What’s truly amazing is how this whole thing was mostly kept from the general public. While high society and the press certainly knew, most people had no idea. These people were considered hugely sophisticated and yet the notion that nobody would ever find out about the affair is so quaint its charming. In this day and age, this would never be a secret. Ever. And, according to the author, most people were unwilling to talk about it until after Jackie Kennedy passed away in 1994. As a sidenote, I thought it was nice that Ted Kennedy never talked about it publicly out of sensitivity to Ethel’s feelings. Yes, Bobby Kennedy’s widow is still living.

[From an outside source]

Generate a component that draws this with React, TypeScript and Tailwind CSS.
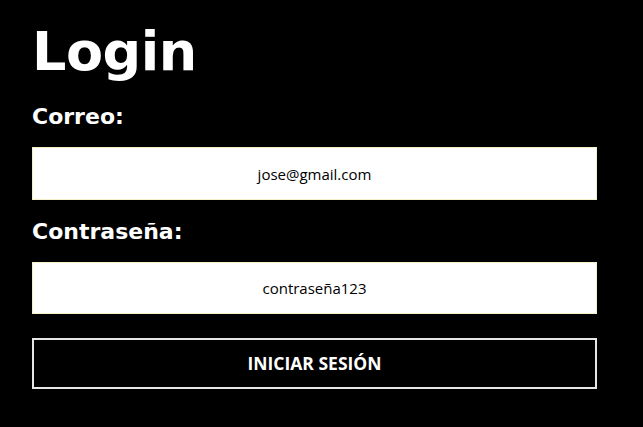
export default function App() {
  return (
    <div className="min-h-screen bg-black px-8 pt-[20px]">
      <form className="flex w-[565px] flex-col" onSubmit={(e) => e.preventDefault()}>
        <h1 className="font-['DejaVu_Sans',sans-serif] text-[54px] font-bold leading-[64px] tracking-[-0.5px] text-white">
          Login
        </h1>
        <label className="mt-[19px] font-['DejaVu_Sans',sans-serif] text-[22px] font-bold leading-[28px] text-white">
          Correo:
        </label>
        <input
          readOnly
          value="jose@gmail.com"
          className="mt-[16px] h-[53px] w-full border border-[#f3f0c8] bg-white text-center font-['Open_Sans',sans-serif] text-[15px] text-black outline-none"
        />
        <label className="mt-[18px] font-['DejaVu_Sans',sans-serif] text-[22px] font-bold leading-[28px] text-white">
          Contraseña:
        </label>
        <input
          readOnly
          value="contraseña123"
          className="mt-[16px] h-[52px] w-full border border-[#f3f0c8] bg-white text-center font-['Open_Sans',sans-serif] text-[15px] text-black outline-none"
        />
        <button
          type="submit"
          className="mt-[24px] h-[51px] w-full border-2 border-[#e6e6e6] bg-black font-['Open_Sans',sans-serif] text-[17.5px] font-bold text-white"
        >
          INICIAR SESIÓN
        </button>
      </form>
    </div>
  );
}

All this being said, I don’t know how accurate the book is. I greatly enjoyed it, because I guess, in my heart of hearts, I love a good gossipy scandal. Sure, this one is 40 years after the fact, but so what? There’s something still compelling about the Kennedy family, even all these years later and after most of them are dead. But how true this is? I don’t know. Eye witness accounts are shaky right after the fact, let alone decades later. The people most/best able to confirm any of it have long since died. Unless Ethel Kennedy decides to talk about it, or maybe Caroline Kennedy (Jackie’s and JFK’s daughter) decides to talk about it (assuming she knew it was happening at the time), I think this is one of those things where we just have to make a judgment call.
As for me, I think the chances are pretty good that Jacqueline Kennedy and Robert Kennedy did have an affair. I could see how it started, and I could see how it continued, and even if some of the stuff is slightly off or exaggerated, I doubt that many sources are flat out wrong. Plus, the sexual morals of the Kennedy family seem to be more skewed than the sexual morals of regular people. I think John Kennedy and Robert Kennedy were good men, who tried to do what was right for their country, but lousy husbands who rarely did what was right by their wives.
As for Jackie, well, she was something, wasn’t she? She was a real woman with real flaws, but she was strong. I don’t think less of her after reading this book. More women should be that strong.
Bobby and Jackie: A Love Story, though questionable in its facts, is an enjoyable read. It’s a perfect biography for the beach - not to heavy or dense, fairly romantic, and yet somewhat shocking all at the same time.